The useful lifetime of a capacitive power storage device is affected by the voltage level stored on the capacitor(s) of the device. If capacitors in a series circuit configuration are not voltage balanced, some may wear out sooner than others. FIG. 1 shows a conventional circuit to balance (equalize) the voltage across capacitors C1 and C2 in series.
A disadvantage of this circuit is that resistor RB has to be selected to provide significant current draw IB1 and IB2 in order to achieve acceptable voltage equalization. However, a small value for RB causes larger power consumption.
Another disadvantage of this circuit is that the leakage current IL1 and IL2 of each capacitor is influenced by temperature, making it difficult to determine the difference between each capacitor's leakage current. Another disadvantage is that leakage current increases as the capacitors age, making the circuit less and less effective with time. Yet another disadvantage is that it takes a long time to balance the capacitor voltages. This reduces the useful life time of the capacitors especially in temperature environments.
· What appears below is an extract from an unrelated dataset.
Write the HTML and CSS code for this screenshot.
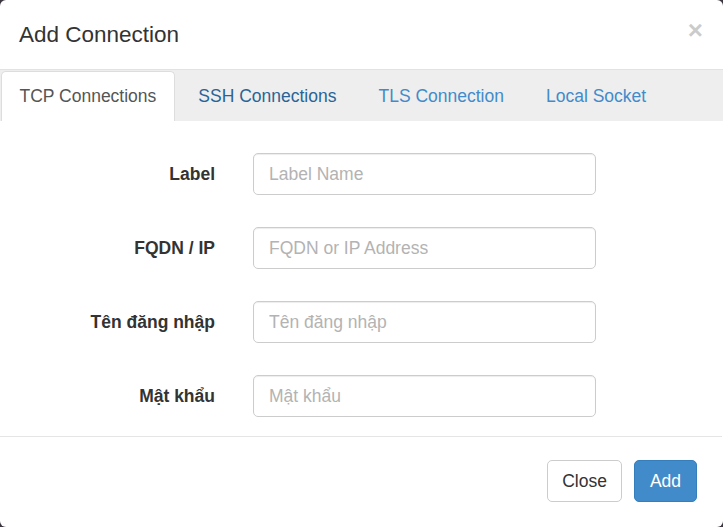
FILE: index.html
```html
<!DOCTYPE html>
<html>
<head>
<meta charset="utf-8">
<link rel="stylesheet" href="styles.css">
</head>
<body>
<div class="modal">
  <div class="modal-header">
    <h4 class="modal-title">Add Connection</h4>
    <button class="close" type="button">×</button>
  </div>
  <ul class="tabs">
    <li class="tab active">TCP Connections</li>
    <li class="tab hover">SSH Connections</li>
    <li class="tab">TLS Connection</li>
    <li class="tab">Local Socket</li>
  </ul>
  <form class="modal-body">
    <div class="row">
      <label class="label">Label</label>
      <input class="input" type="text" placeholder="Label Name">
    </div>
    <div class="row">
      <label class="label">FQDN / IP</label>
      <input class="input" type="text" placeholder="FQDN or IP Address">
    </div>
    <div class="row">
      <label class="label">Tên đăng nhập</label>
      <input class="input" type="text" placeholder="Tên đăng nhập">
    </div>
    <div class="row">
      <label class="label">Mật khẩu</label>
      <input class="input" type="text" placeholder="Mật khẩu">
    </div>
  </form>
  <div class="modal-footer">
    <button class="btn btn-default" type="button">Close</button>
    <button class="btn btn-primary" type="button">Add</button>
  </div>
</div>
</body>
</html>
```
FILE: styles.css
```css
html, body {
  margin: 0;
  padding: 0;
}
body {
  width: 723px;
  height: 527px;
  background: #3b3640;
  font-family: "Liberation Sans", Arial, sans-serif;
  color: #333;
  overflow: hidden;
}
.modal {
  width: 723px;
  height: 527px;
  background: #fff;
  border-radius: 6px;
  display: flex;
  flex-direction: column;
  overflow: hidden;
}
.modal-header {
  height: 69px;
  display: flex;
  align-items: center;
  padding: 2px 20px 0 19px;
  box-sizing: border-box;
}
.modal-title {
  margin: 0;
  font-size: 22.5px;
  font-weight: normal;
  color: #333;
  line-height: 1.1;
}
.close {
  margin-left: auto;
  margin-top: -12px;
  border: 0;
  background: none;
  padding: 0;
  font-family: "Liberation Sans", Arial, sans-serif;
  font-size: 26px;
  font-weight: bold;
  line-height: 1;
  color: #000;
  opacity: 0.2;
}
.tabs {
  list-style: none;
  margin: 0;
  padding: 1px 0 0 1px;
  height: 52px;
  box-sizing: border-box;
  display: flex;
  gap: 5px;
  background: #eee;
  border-top: 1px solid #e2e2e2;
}
.tab {
  padding: 0 17.5px;
  display: flex;
  align-items: center;
  font-size: 17.5px;
  color: #428bca;
  border: 1px solid transparent;
  border-bottom: 0;
  border-radius: 5px 5px 0 0;
}
.tab.hover {
  color: #2a6496;
}
.tab.active {
  background: #fff;
  color: #555;
  border-color: #ddd;
}
.modal-body {
  flex: 1;
  margin: 0;
  padding: 32px 0 0 0;
  display: flex;
  flex-direction: column;
  gap: 32px;
}
.row {
  display: flex;
  align-items: center;
  height: 42px;
}
.label {
  width: 215px;
  text-align: right;
  font-weight: bold;
  font-size: 17.5px;
  color: #333;
  padding-right: 38px;
  box-sizing: content-box;
}
.input {
  width: 343px;
  height: 42px;
  box-sizing: border-box;
  border: 1px solid #ccc;
  border-radius: 5px;
  padding: 0 15px;
  font-family: "Liberation Sans", Arial, sans-serif;
  font-size: 17.5px;
  color: #555;
  box-shadow: inset 0 1px 1px rgba(0,0,0,0.075);
  outline: none;
}
.input::placeholder {
  color: #b3b3b3;
}
.modal-footer {
  border-top: 1px solid #e5e5e5;
  margin-right: 1px;
  height: 91px;
  box-sizing: border-box;
  display: flex;
  justify-content: flex-end;
  align-items: flex-start;
  gap: 12px;
  padding: 23px 25px 0 0;
}
.btn {
  height: 42px;
  box-sizing: border-box;
  border-radius: 5px;
  font-family: "Liberation Sans", Arial, sans-serif;
  font-size: 17.5px;
  padding: 0 12px;
  border: 1px solid #ccc;
}
.btn-default {
  width: 75px;
  background: #fff;
  color: #333;
}
.btn-primary {
  width: 63px;
  background: #428bca;
  border-color: #357ebd;
  color: #fff;
}
```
A circuit such as the one described in co-assigned application no. US 20120224445 functions better than the passive voltage balance circuit of FIG. 1. However, there are drawbacks to such a circuit. For example, it is difficult to eliminate the side effects of “firmware halts” of the circuit in systems utilizing the capacitors for power, especially when balancing is underway. Second, it is difficult to balance multiple capacitors in series because the software of said systems typically executes step by step, instead of in parallel as the balancing hardware does.